Note 3: To answer Q3, I guess, we have the following facts:
A distribution space is just a particular case of probability space.
Yes, for a distribution, be it $P_h$ or Dirac type, there is always a random variable on a 'supporting' probability space that induces the same distribution: we take the probability space to be the starting distribution space itself and the random variable to be the identity function.
(Complementing Note 2) If $A,B\in \mathcal{F}$ are different events such that $P(A)=P(B)$, then $$1_A \not= 1_B,$$ but they are random variables with the same distribution, that is
$$ P_{1_A} = P_{1_B}.$$
$$ P_{\alpha \circ X} = P_X \circ \alpha^{-1}. $$
Note 4: I finally realized that you are focusing on the distribution function.
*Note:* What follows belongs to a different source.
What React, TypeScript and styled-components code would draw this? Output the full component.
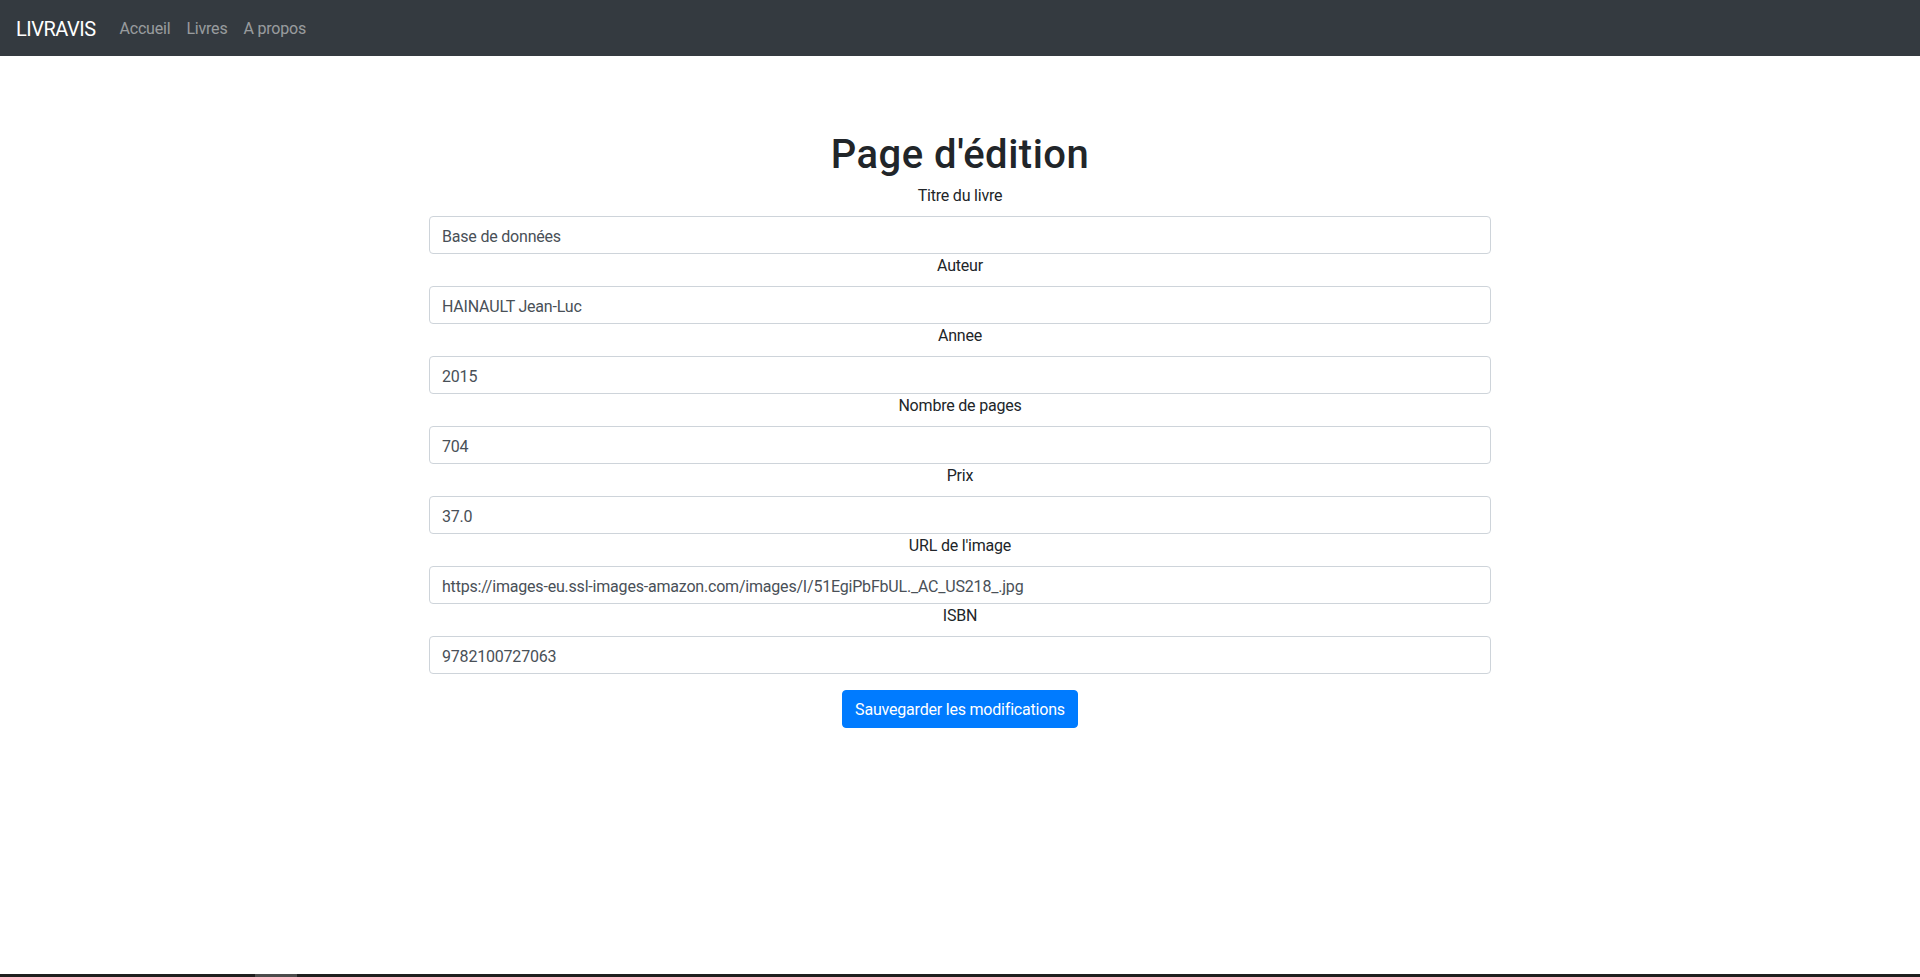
import styled, { createGlobalStyle } from "styled-components"

const GlobalStyle = createGlobalStyle`
  html, body {
    margin: 0;
    padding: 0;
    background: #fff;
  }
  body {
    font-family: "Segoe UI", Roboto, sans-serif;
    font-size: 16px;
    line-height: 1.5;
    letter-spacing: -0.2px;
    color: #212529;
  }
  *, *::before, *::after {
    box-sizing: border-box;
  }
`

const Navbar = styled.nav`
  display: flex;
  align-items: center;
  height: 56px;
  padding: 9px 16px 7px;
  background-color: #343a40;
`

const Brand = styled.a`
  font-size: 20px;
  line-height: 30px;
  letter-spacing: -0.5px;
  color: #fff;
  margin-right: 16px;
  text-decoration: none;
`

const NavLinks = styled.div`
  display: flex;
`

const NavLink = styled.a`
  padding: 8px 8px;
  color: rgba(255, 255, 255, 0.5);
  text-decoration: none;
`

const Main = styled.main`
  max-width: 1062px;
  margin: 72px auto 0;
  display: flex;
  flex-direction: column;
`

const Title = styled.h1`
  margin: 0 0 5px;
  padding-top: 3px;
  font-size: 40px;
  font-weight: 500;
  line-height: 1.2;
  letter-spacing: 0.5px;
  text-align: center;
`

const Form = styled.form`
  display: flex;
  flex-direction: column;
  align-items: stretch;
`

const Label = styled.label`
  display: block;
  text-align: center;
  margin-bottom: 8px;
`

const Input = styled.input`
  display: block;
  width: 100%;
  height: 38px;
  padding: 7px 12px 5px;
  font: inherit;
  letter-spacing: inherit;
  color: #495057;
  background: #fff;
  border: 1px solid #ced4da;
  border-radius: 4px;
`

const Actions = styled.div`
  display: flex;
  justify-content: center;
  margin-top: 16px;
`

const Button = styled.button`
  height: 38px;
  padding: 7px 12px 5px;
  font: inherit;
  letter-spacing: inherit;
  color: #fff;
  background-color: #007bff;
  border: 1px solid #007bff;
  border-radius: 4px;
  cursor: pointer;
`

const ScrollTrack = styled.div`
  position: fixed;
  left: 0;
  right: 0;
  bottom: 0;
  height: 3px;
  background: #1f1f1f;
`

const ScrollThumb = styled.div`
  margin-left: 255px;
  width: 42px;
  height: 100%;
  background: #4b4b4b;
`

const fields = [
  { label: "Titre du livre", value: "Base de données" },
  { label: "Auteur", value: "HAINAULT Jean-Luc" },
  { label: "Annee", value: "2015" },
  { label: "Nombre de pages", value: "704" },
  { label: "Prix", value: "37.0" },
  { label: "URL de l'image", value: "https://images-eu.ssl-images-amazon.com/images/I/51EgiPbFbUL._AC_US218_.jpg" },
  { label: "ISBN", value: "9782100727063" },
]

export default function App() {
  return (
    <>
      <GlobalStyle />
      <Navbar>
        <Brand href="#">LIVRAVIS</Brand>
        <NavLinks>
          <NavLink href="#">Accueil</NavLink>
          <NavLink href="#">Livres</NavLink>
          <NavLink href="#">A propos</NavLink>
        </NavLinks>
      </Navbar>
      <Main>
        <Title>Page d'édition</Title>
        <Form onSubmit={ev => ev.preventDefault()}>
          {fields.map(f => (
            <div key={f.label}>
              <Label>{f.label}</Label>
              <Input type="text" defaultValue={f.value} />
            </div>
          ))}
          <Actions>
            <Button type="submit">Sauvegarder les modifications</Button>
          </Actions>
        </Form>
      </Main>
      <ScrollTrack>
        <ScrollThumb />
      </ScrollTrack>
    </>
  )
}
A function $F:\mathbf{R}\rightarrow \mathbf{R}$ which is non-decreasing, bounded, left-continuous and for which $$\lim_{x\rightarrow -\infty} F(x) = 0$$ is called a distribution function. This definition stands on its own (no mention of measures).
The following facts can be proven.
Fact: Let $F$ be a distribution function such that $$\lim_{x\rightarrow \infty} F(x) = 1.$$ Let also $m$ be a measure on $\left((0,1), \mathcal{B}((0,1))\right)$ such that $$ m((0,x))=x $$ for all $x\in (0,1]$ (its existence can be proven). Then there is a non-decreasing function $f:(0,1) \rightarrow \mathbf{R}$ such that measure $m\circ f^{-1}$ has $F$ as distribution function, that is
$$ (m\circ f^{-1})((-\infty,x)) = F(x)$$
for all $x\in \mathbf{R}$.
Fact 2: A measure $\mu$ on $(\mathbf{R}, \mathcal{B}(\mathbf{R}))$ is perfectly determined by its distribution function $F_\mu$ defined as $$ F_\mu(x) = \mu ((-\infty,x)) $$ for all $x\in \mathbf{R}$. That is, if two measures on $(\mathbf{R}, \mathcal{B}(\mathbf{R}))$ have the same distribution function, they coincide.
These suggests that specifying the triplet
$$\left(\mathbf{R}, \mathcal{B}(\mathbf{R}), m\circ f^{-1}\right)$$
for some non-decreasing $f$ or rather a distribution function $F$ (with $\lim_{x\rightarrow \infty} F(x) = 1$, for which we know such $f$ exists) is the essential step in setting up any distribution space.
For a random variable on an abstract probability space, $X:(\Omega, \mathcal{F}, P) \rightarrow (\mathbf{R}, \mathcal{B}(\mathbf{R}))$, as soon as we get $P_X$, the associated distribution, and $F_X$ its distribution function, as defined in the book, we are done (can forget about $X$, in some sense; basically replace it with $id$ introduced in Note 2, as it has the same distribution). Note that:
$$ F_X = F_{P_X} $$
with the second term defined above (in Fact 2).